Louis Moureaux requested to merge feature/configuration-registers into main


This adds tables to store register values in the configuration database, and "plumbing" commands to import and export whole configurations. Imported values can optionally be deduplicated. The file format is expected to be compatible with the one used by read_configuration_file.

When importing, each "component" is attributed a name based on the file name. The names need to be unique within a configuration.

This MR builds on top of !224 (merged) (database migrations in particular need to be applied in order, I don't want to deal with merging them).

Related Issue

I guess #121

How Has This Been Tested?

Following these steps will modify your database

The following commands assume that you're working from a poetry shell.

As usual, start by migrating your database:

gem-configdb alembic upgrade head

I'm sure you'll want to test this MR with actual files for read_configuration_file that I don't have access to, but first start with the data I used so you have an idea what to expect if it works. So generate some:

gem-configdb generate-test-data test_data_0
gem-configdb generate-test-data test_data_1
gem-configdb generate-test-data test_data_2

Each folder will contain one endcap worth of VFAT data, plus some additional random values. You can inspect the files or generate more yourself, the loader doesn't know what it loads (apart that it loads all .cfg files in a folder).

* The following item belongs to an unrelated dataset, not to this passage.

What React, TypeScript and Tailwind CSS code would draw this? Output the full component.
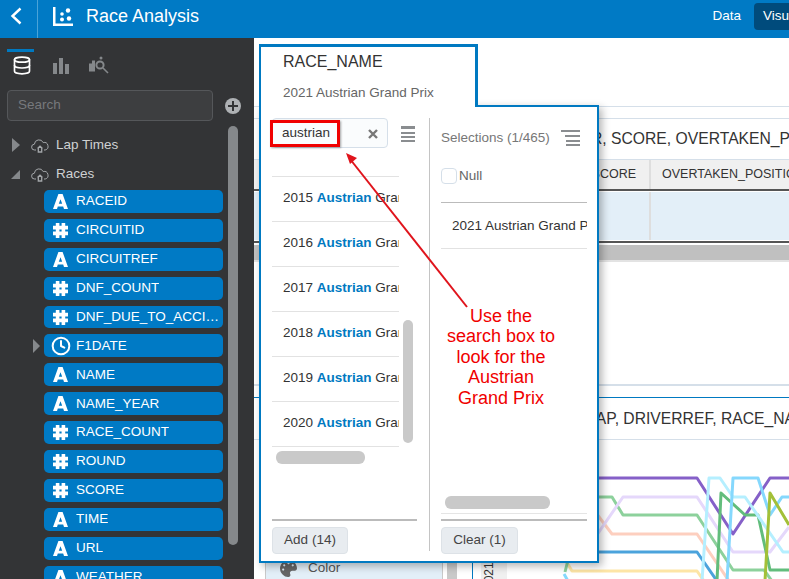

Importing is easy, if a bit slow (about 20s per set, most of it spent reading files and mashing values in Python):

$ gem-configdb import-data test_data_0
$ gem-configdb import-data test_data_1
$ gem-configdb import-data test_data_2

The numbers are the ids of the newly created configurations.

To export the data, do:

$ gem-configdb export-data 42 empty-folder

Of course, you'll get an error if empty-folder isn't actually empty. You'll also get an error if it exists. So make sure this isn't the case. Oh, and by the way, 42 comes from the loading of test_data_0, you'll get a different number.

I didn't write a tool to compare empty-folder to test_data_0 because it's a pain to do with all those text files. Instead, we can leverage the database by importing empty-folder back, enabling deduplication:

$ gem-configdb import-data empty-folder -r 42
WARNING:root:No difference with respect to the reference configuration

As you can see, the loader detected that it could reuse the good old configuration 42 instead of creating a new one, so it did just that. But what if we try to load something else?

$ gem-configdb import-data test_data_1 -r 42

You can't see it, but this time most of the data from configuration 42 was reused (about 80%, because each set of generated data contains 10% of random configurations -- this can be configured at generation time with --random-fraction).

Let's finally check that the dedup'ed configuration is identical to the non-dedup'ed one:

$ gem-configdb export-data test_data_1 -r 45
WARNING:root:No difference with respect to the reference configuration

To revert the schema to the tip of !224 (merged), do:

gem-configdb alembic downgrade f4adeca56f06

Types of changes

  • Bug fix (non-breaking change which fixes an issue)
  • New feature (non-breaking change which adds functionality)
  • Breaking change (fix or feature that would cause existing functionality to change)


  • My code follows the code style of this project.
  • My change requires a change to the documentation.
  • I have updated the documentation accordingly.
  • I have read the CONTRIBUTING document.
  • I have added tests to cover my changes.
  • All new and existing tests passed.